Is a global water crisis already upon us? The answer to this question seems to depend on who you ask. On the one hand, active voices such as Sandra Postel, Peter Gleick, Vandana Shiva, Lester Brown and Paul Elrich, as well as leaders of major global organizations with an interest in water, have been warning of an impending global water catastrophe. On the other hand, the mainstream academic community involved in hydrology and water has largely ignored the topic. For example, a Google search for "water crisis" leads to almost 1 million hits, but the same search on Google Scholar yields approximately 4,000 hits as compared to over 1 million Google Scholar hits for "climate change." Malay of these articles focus on policy solutions, but do not necessarily explore the nature of the problem in-depth. Furthermore, the literature is largely non-American and contains references to much of the same work. Introducing "global water crisis" into a Google search reduces the number of hits by a factor of ten. In fact, the handful of scientists who do study this problem have divergent opinions as to whether and when the world will run out of water. (3) A handful of scholars--particularly economists--go so far as to claim that a global water crisis does not exist or is, at best, overstated. (4) These scholars generally find that, on the whole, water access is improving worldwide and that with continued efficiency enhancements, the amount of water will continue to meet existing demands.

Perhaps the way the global water crisis has been defined--whether the world will run out of freshwater--is the wrong way to look at the problem. While there are many scholars looking at the range of localized and specific water challenges that are occurring around the globe, it seems that the academic community has yet to find success in accurately characterizing the sum of their parts. In this article, we argue that there are three distinct water crises--or challenges, depending on who you ask-that have yet to be systematically connected by scholars. It is by looking at how these three challenges are interrelated that we can better articulate the global characteristics of water resource dilemmas and, ultimately, identify the global factors that can help solve these dilemmas.

REORIENTING THE DEBATE: THREE CRISES ROLLED INTO ONE

Three types of water crises appear prominently in academic and professional discourse. First, there is the crisis of access to safe drinking water. This includes the inability to provide basic infrastructure to store, treat and deliver water supplies to a large part of the world's population. Second, there is the crisis of pollution that is analogous to climate change in that it relates to the impact of by-products of resource use. Third, there is the crisis of scarcity, or resource depletion, which is analogous to the fear of running out of oil. Now that we have defined three types of water crises, we can examine what we know about them, how they are linked, to what extent they are global problems and, finally, what are some possible solutions.

The Access Crisis

Many people equate the global component of a water crisis with the vast number of people worldwide whose economic productivity and social development is limited by access to safe drinking water.
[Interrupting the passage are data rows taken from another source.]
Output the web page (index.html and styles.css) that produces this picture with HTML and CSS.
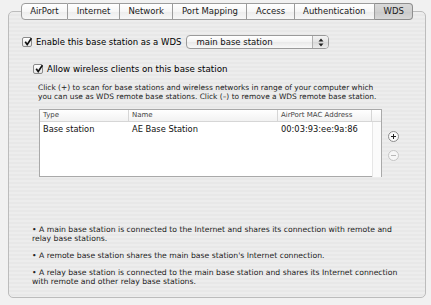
FILE: index.html
```html
<!DOCTYPE html>
<html lang="en">
<head>
  <meta charset="UTF-8" />
  <title>AirPort Setup - WDS</title>
  <link rel="stylesheet" href="styles.css">
</head>
<body>

  <!-- Tab strip -->
  <div class="tabs">
    <span class="tab">AirPort</span>
    <span class="tab">Internet</span>
    <span class="tab">Network</span>
    <span class="tab">Port Mapping</span>
    <span class="tab">Access</span>
    <span class="tab">Authentication</span>
    <span class="tab selected">WDS</span>
  </div>

  <!-- WDS pane -->
  <div class="panel">
    <div class="wds-row">
      <label class="check">
        <span class="box"><svg width="10" height="10" viewBox="0 0 10 10"><path d="M2.2 4.8 L4.2 7.6 L8.4 1.2" fill="none" stroke="#111" stroke-width="1.7"/></svg></span>
        Enable this base station as a WDS
      </label>
      <div class="popup">
        <span class="popup-text">main base station</span>
        <span class="popup-arrows">
          <svg width="6" height="9" viewBox="0 0 6 9"><path d="M3 0.5 L5.5 3.5 L0.5 3.5 Z M3 8.5 L5.5 5.5 L0.5 5.5 Z" fill="#222"/></svg>
        </span>
      </div>
    </div>

    <div class="sub">
      <label class="check">
        <span class="box"><svg width="10" height="10" viewBox="0 0 10 10"><path d="M2.2 4.8 L4.2 7.6 L8.4 1.2" fill="none" stroke="#111" stroke-width="1.7"/></svg></span>
        Allow wireless clients on this base station
      </label>

      <p class="desc">Click (+) to scan for base stations and wireless networks in range of your computer which<br>you can use as WDS remote base stations. Click (&ndash;) to remove a WDS remote base station.</p>

      <div class="list-area">
        <div class="table">
          <div class="thead">
            <span class="col-type">Type</span>
            <span class="col-name">Name</span>
            <span class="col-mac">AirPort MAC Address</span>
            <span class="col-scroll"></span>
          </div>
          <div class="trow">
            <span class="col-type">Base station</span>
            <span class="col-name">AE Base Station</span>
            <span class="col-mac">00:03:93:ee:9a:86</span>
            <span class="col-scroll"></span>
          </div>
        </div>
        <div class="pm-buttons">
          <span class="round-btn">
            <svg width="11" height="11" viewBox="0 0 11 11"><circle cx="5.5" cy="5.5" r="5" fill="#fafafa" stroke="#8c8c8c"/><path d="M5.5 3 V8 M3 5.5 H8" stroke="#222" stroke-width="1"/></svg>
          </span>
          <span class="round-btn">
            <svg width="11" height="11" viewBox="0 0 11 11"><circle cx="5.5" cy="5.5" r="5" fill="#f6f6f6" stroke="#c4c4c4"/><path d="M3 5.5 H8" stroke="#b8b8b8" stroke-width="1"/></svg>
          </span>
        </div>
      </div>
    </div>

    <!-- Explanations -->
    <div class="notes">
      <p>&bull; A main base station is connected to the Internet and shares its connection with remote and<br>relay base stations.</p>
      <p>&bull; A remote base station shares the main base station's Internet connection.</p>
      <p>&bull; A relay base station is connected to the main base station and shares its Internet connection<br>with remote and other relay base stations.</p>
    </div>
  </div>

</body>
</html>
```

FILE: styles.css
```css
body {
  margin: 0;
  padding: 3px 5px 7px 8px;
  height: 305px;
  box-sizing: border-box;
  display: flex;
  flex-direction: column;
  background: #f1f1f1;
  font-family: "DejaVu Sans", sans-serif;
  color: #111;
}

/* Tabs */
.tabs {
  display: flex;
  justify-content: center;
  margin-bottom: -9px;
  position: relative;
  z-index: 1;
}

.tab {
  height: 15px;
  line-height: 15px;
  padding: 0 8.5px;
  font-size: 8.5px;
  color: #1a1a1a;
  border: 1px solid #9c9c9c;
  border-left: none;
  background: linear-gradient(#ffffff, #f6f6f6 50%, #ececec 51%, #f7f7f7);
}

.tab:first-child {
  border-left: 1px solid #9c9c9c;
  border-radius: 4px 0 0 4px;
}

.tab:last-child {
  border-radius: 0 4px 4px 0;
}

.tab.selected {
  background: linear-gradient(#d9d9d9, #cfcfcf 50%, #c9c9c9 51%, #d8d8d8);
  border-color: #8e8e8e;
}

/* Panel */
.panel {
  flex: 1;
  display: flex;
  flex-direction: column;
  border: 1px solid #bcbcbc;
  border-radius: 5px;
  padding: 23px 14px 11px 13px;
  background: repeating-linear-gradient(#ededed 0 2px, #e8e8e8 2px 4px);
}

.wds-row {
  display: flex;
  align-items: center;
  gap: 5px;
}

.check {
  display: flex;
  align-items: center;
  gap: 4px;
  font-size: 8.5px;
  color: #000;
}

.box {
  width: 10px;
  height: 10px;
  box-sizing: border-box;
  border: 1px solid #8a8a8a;
  border-radius: 2px;
  background: linear-gradient(#ffffff, #e6e6e6);
  display: flex;
  align-items: center;
  justify-content: center;
}

.box svg {
  margin-top: -1px;
  margin-right: -2px;
}

.popup {
  width: 143px;
  height: 14px;
  box-sizing: border-box;
  display: flex;
  border: 1px solid #9a9a9a;
  border-radius: 4px;
  background: linear-gradient(#ffffff, #f3f3f3 50%, #e9e9e9 51%, #f8f8f8);
  font-size: 8.5px;
}

.popup-text {
  flex: 1;
  padding-left: 9px;
  line-height: 12px;
}

.popup-arrows {
  width: 15px;
  border-left: 1px solid #b0b0b0;
  display: flex;
  align-items: center;
  justify-content: center;
  background: linear-gradient(#f4f4f4, #e2e2e2 50%, #d8d8d8 51%, #ececec);
  border-radius: 0 3px 3px 0;
}

/* Indented section */
.sub {
  padding-left: 11px;
  margin-top: 15px;
}

.sub .check {
  font-size: 8.7px;
}

.desc {
  margin: 9px 0 8px 5px;
  font-size: 7.45px;
  line-height: 9px;
  color: #222;
}

.list-area {
  display: flex;
  gap: 6px;
  padding-left: 6px;
}

.table {
  width: 343px;
  height: 68px;
  box-sizing: border-box;
  border: 1px solid #a9a9a9;
  background: #fff;
}

.thead, .trow {
  display: flex;
}

.thead {
  height: 11px;
  border-bottom: 1px solid #d6d6d6;
  background: linear-gradient(#ffffff, #f2f2f2);
  font-size: 7px;
  line-height: 11px;
  color: #444;
}

.thead span {
  border-right: 1px solid #d6d6d6;
}

.trow {
  font-size: 8.3px;
  line-height: 15px;
  color: #111;
}

.col-type, .col-name, .col-mac {
  box-sizing: border-box;
  padding-left: 3px;
}

.col-type { width: 89px; }
.col-name { width: 149px; }
.col-mac { width: 94px; }

.thead .col-scroll {
  flex: 1;
  border-right: none;
}

.trow .col-scroll {
  flex: 1;
  height: 55px;
  border-left: 1px solid #e6e6e6;
  background: #fbfbfb;
}

.pm-buttons {
  display: flex;
  flex-direction: column;
  gap: 8px;
  padding-top: 22px;
}

.round-btn {
  display: block;
  width: 11px;
  height: 11px;
}

.round-btn svg {
  display: block;
}

/* Notes at the bottom */
.notes {
  margin-top: auto;
  padding-left: 10px;
  font-size: 7.7px;
  line-height: 9px;
  color: #222;
}

.notes p {
  margin: 0 0 8px 0;
}

.notes p:last-child {
  margin-bottom: 0;
}
```
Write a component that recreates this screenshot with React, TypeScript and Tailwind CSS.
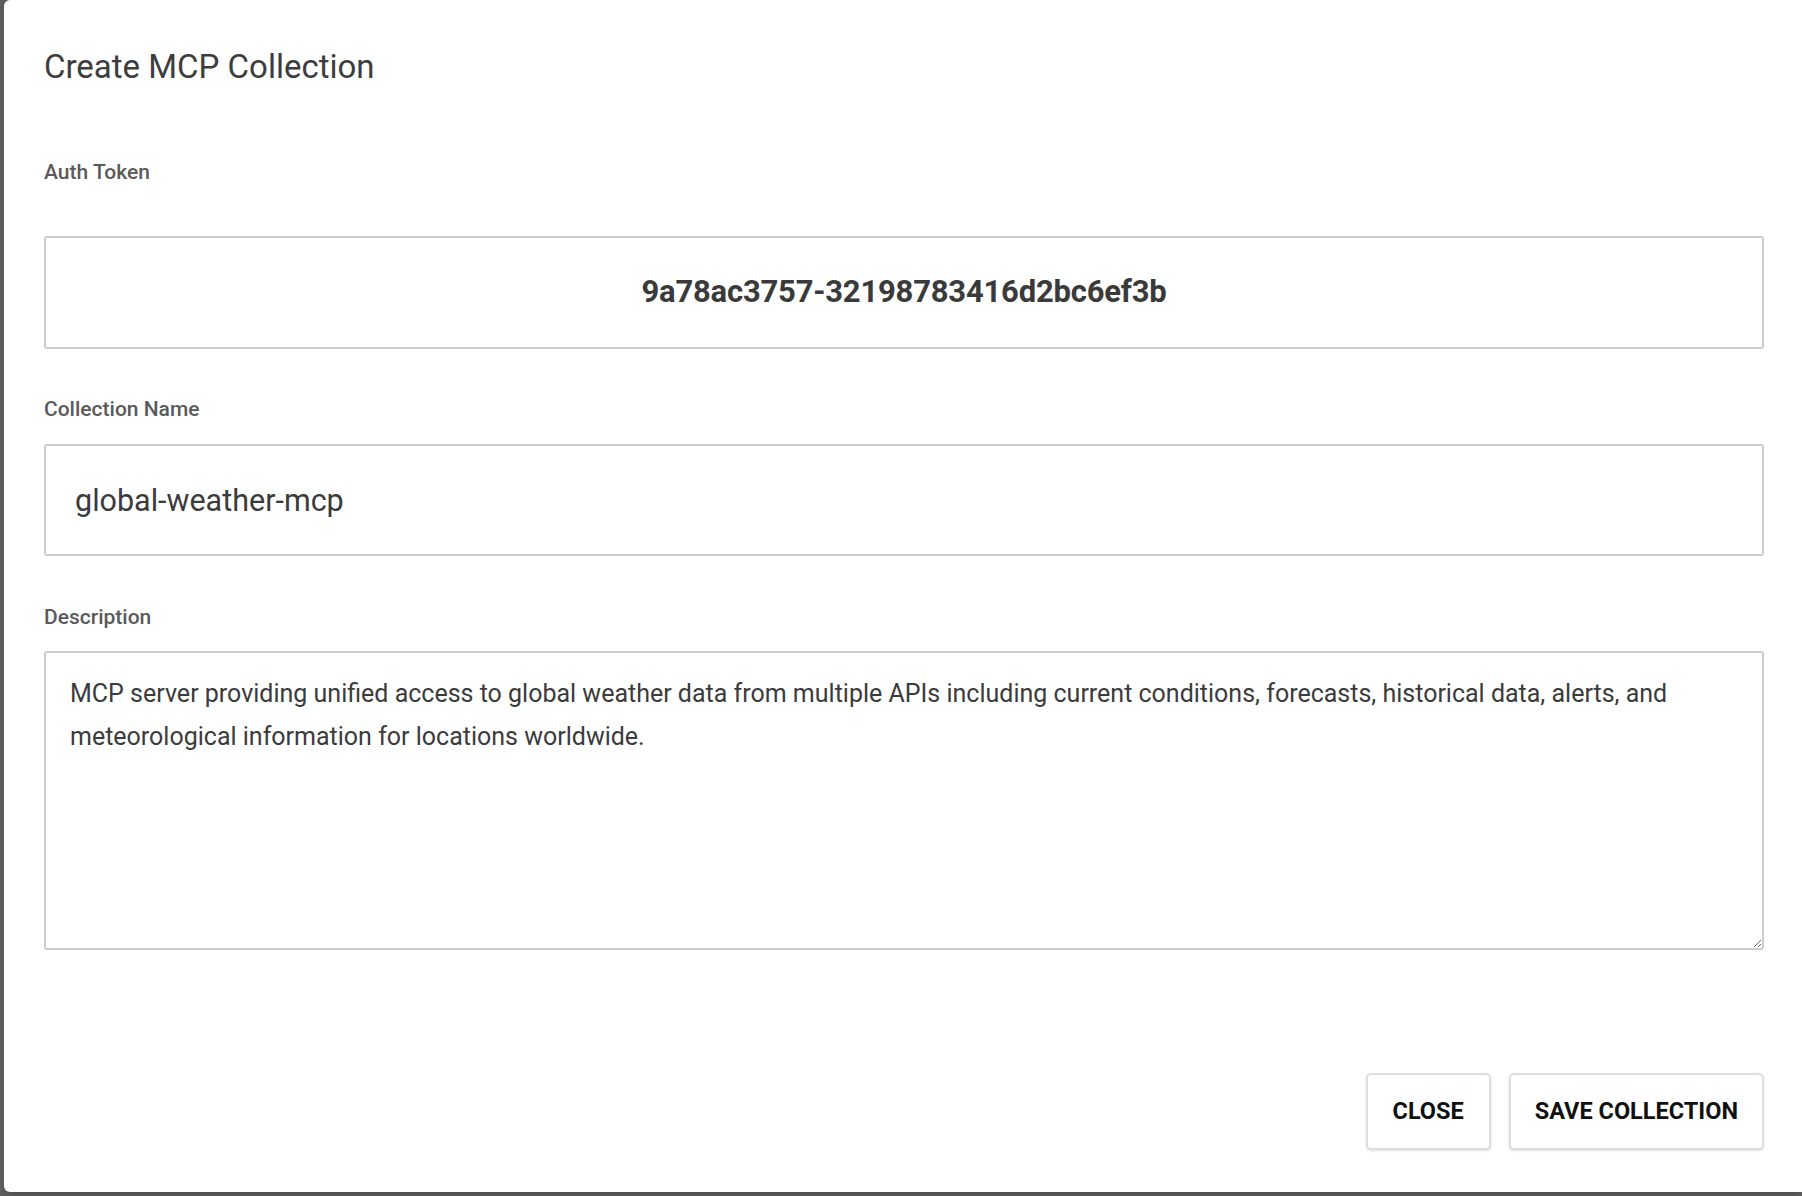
import { useState } from 'react';

const font = { fontFamily: 'Roboto, "Liberation Sans", sans-serif' };

export default function App() {
  const [name, setName] = useState('global-weather-mcp');
  const [desc, setDesc] = useState(
    'MCP server providing unified access to global weather data from multiple APIs including current conditions, forecasts, historical data, alerts, and meteorological information for locations worldwide.'
  );

  return (
    <div className="w-full h-[1196px] bg-[#5e5e5e] overflow-hidden" style={font}>
      <div className="ml-[4px] h-[1192px] bg-white rounded-l-[6px] shadow-md flex flex-col pl-[40px] pr-[38px] pt-[47px] pb-[42px]">
        <h2 className="text-[33px] leading-[40px] font-normal text-[#3d3d3d]">Create MCP Collection</h2>

        <label className="mt-[73px] text-[21px] leading-[24px] font-medium text-[#5a5a5a]">Auth Token</label>
        <div className="mt-[52px] h-[113px] border-2 border-[#cbcdd1] rounded-[3px] flex items-center justify-center">
          <span className="text-[31px] font-bold text-[#3a3a3a] tracking-[-0.2px]">9a78ac3757-32198783416d2bc6ef3b</span>
        </div>

        <label className="mt-[48px] text-[21px] leading-[24px] font-medium text-[#5a5a5a]">Collection Name</label>
        <input
          value={name}
          onChange={e => setName(e.target.value)}
          className="mt-[23px] h-[112px] border-2 border-[#cbcdd1] rounded-[3px] pl-[29px] text-[30.5px] text-[#3b3b3b] outline-none"
          style={font}
        />

        <label className="mt-[49px] text-[21px] leading-[24px] font-medium text-[#5a5a5a]">Description</label>
        <textarea
          value={desc}
          onChange={e => setDesc(e.target.value)}
          className="mt-[22px] h-[299px] border-2 border-[#cbcdd1] rounded-[3px] pl-[24px] pr-[24px] pt-[19px] text-[25px] leading-[43px] text-[#3b3b3b] outline-none resize-y"
          style={font}
        />

        <div className="mt-auto flex justify-end gap-[18px]">
          <button className="h-[77px] px-[25px] border-2 border-[#dedede] rounded-[5px] bg-white shadow-sm text-[23.5px] font-bold text-[#111] uppercase">
            Close
          </button>
          <button className="h-[77px] px-[24px] border-2 border-[#dedede] rounded-[5px] bg-white shadow-sm text-[23.5px] font-bold text-[#111] uppercase">
            Save Collection
          </button>
        </div>
      </div>
    </div>
  );
}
For instance, the World Health Organization, the World Bank Group Development Education Program, Global Water and the Global Water Challenge draw attention to the fact that over 1 billion people lack access to safe drinking water. As a result, the United Nations Millennium Development Goals, the World Water Forum and other groups have rallied around a common metric for this issue by measuring the number of people with access to safe drinking water. For example, one of the key targets under the Millennium Development Goals is to "reduce by half the proportion of people without sustainable access to safe drinking water." (5) Although these goals have been lauded as important policy directives, the international community has not yet made much progress in meeting them. (6)

Why is it so difficult to meet these goals? A vast body of literature points to the technical, institutional and financial challenges involved in developing the infrastructure and systems needed for water storage, supply and treatment. (7) As this body of literature has discussed, poor countries may not have access to sufficient capital to build large-scale infrastructure like reservoirs, water treatment plants or delivery systems. If they have donors to supply the initial capital, they often do not have the means to repay these loans. Some developing regions that acquire the resources to build new infrastructure later discover that they cannot afford to maintain it. Other times, donors build water supply projects that are grossly mismatched with the needs of local communities. (8)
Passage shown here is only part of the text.